-- Work instructions --
Gather from the listing below each line that includes the word "this", and copy it.

-- Supplied material --
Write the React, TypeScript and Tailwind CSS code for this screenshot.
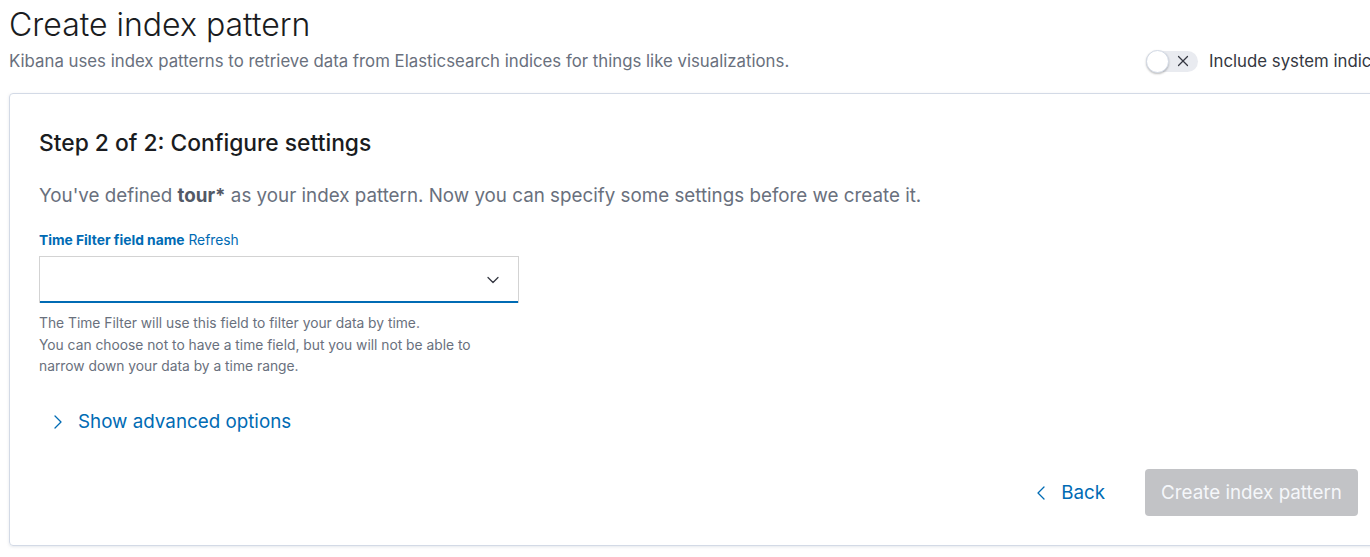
import { ChevronDown, ChevronLeft, ChevronRight, X } from 'lucide-react';

const font = { fontFamily: 'Inter, "Noto Sans", sans-serif' };

function Toggle() {
  return (
    <div className="relative w-[52px] h-[21px] rounded-full bg-[#e9ebf0] shrink-0">
      <div className="absolute left-0 top-[-1px] w-[23px] h-[23px] rounded-full bg-white border border-[#d3dae6] shadow-[0_1px_2px_rgba(0,0,0,0.25)]" />
      <X className="absolute left-[28px] top-[1.5px] text-[#343741]" size={18} strokeWidth={1.6} />
    </div>
  );
}

export default function App() {
  return (
    <div className="w-[1370px] h-[557px] overflow-hidden bg-white" style={font}>
      <div className="w-[1380px] ml-[9px]">
        <div className="flex items-end justify-between">
          <div>
            <h1 className="mt-[5px] text-[32px] leading-[40px] font-light text-[#1a1c21]">Create index pattern</h1>
            <p className="mt-[4px] text-[16.8px] leading-[24px] text-[#69707d]">
              Kibana uses index patterns to retrieve data from Elasticsearch indices for things like visualizations.
            </p>
          </div>
          <div className="flex items-center gap-[11px] mb-0 w-[243px] shrink-0">
            <Toggle />
            <span className="text-[16.8px] leading-[24px] text-[#343741] whitespace-nowrap">Include system indices</span>
          </div>
        </div>

        <div className="mt-[20px] border border-[#d3dae6] rounded-[4px] shadow-[0_1px_3px_rgba(152,162,179,0.25)] pl-[29px] pr-[30px] pt-[33px] pb-[29px]">
          <h2 className="text-[22.8px] leading-[32px] font-medium text-[#1a1c21]">Step 2 of 2: Configure settings</h2>
          <p className="mt-[23px] text-[18.8px] leading-[28px] text-[#69707d]">
            You've defined <strong className="font-bold text-[#535966]">tour*</strong> as your index pattern. Now you can specify some settings before we create it.
          </p>

          <div className="mt-[21px] text-[13.8px] leading-[18px] text-[#006bb4]">
            <span className="font-bold">Time Filter field name</span> <span>Refresh</span>
          </div>
          <div className="mt-[7px] w-[480px] h-[47px] border border-[#d3d3d3] border-b-0 bg-white flex items-center justify-end pr-[15px] shadow-[inset_0_-2px_0_#006bb4]">
            <ChevronDown className="text-[#343741]" size={20} strokeWidth={1.5} />
          </div>
          <div className="mt-[10px] text-[13.8px] leading-[21.5px] text-[#69707d]">
            <p>The Time Filter will use this field to filter your data by time.</p>
            <p>
              You can choose not to have a time field, but you will not be able to
              <br />
              narrow down your data by a time range.
            </p>
          </div>

          <div className="mt-[30px] flex items-center gap-[8px] pl-[7px] text-[#006bb4]">
            <ChevronRight size={24} strokeWidth={1.3} />
            <span className="text-[18.8px] leading-[28px]">Show advanced options</span>
          </div>

          <div className="mt-[33px] flex items-center justify-end gap-[38px]">
            <div className="flex items-center gap-[8px] text-[#006bb4] pt-[2px] mr-[2px]">
              <ChevronLeft size={24} strokeWidth={1.3} />
              <span className="text-[18.8px] leading-[28px]">Back</span>
            </div>
            <button className="h-[47px] w-[213px] rounded-[4px] bg-[#c2c3c6] text-[18.8px] text-[#f5f7fa] pt-[2px]">
              Create index pattern
            </button>
          </div>
        </div>
      </div>
    </div>
  );
}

-- Expected answer --
Write the React, TypeScript and Tailwind CSS code for this screenshot.
            <p>The Time Filter will use this field to filter your data by time.</p>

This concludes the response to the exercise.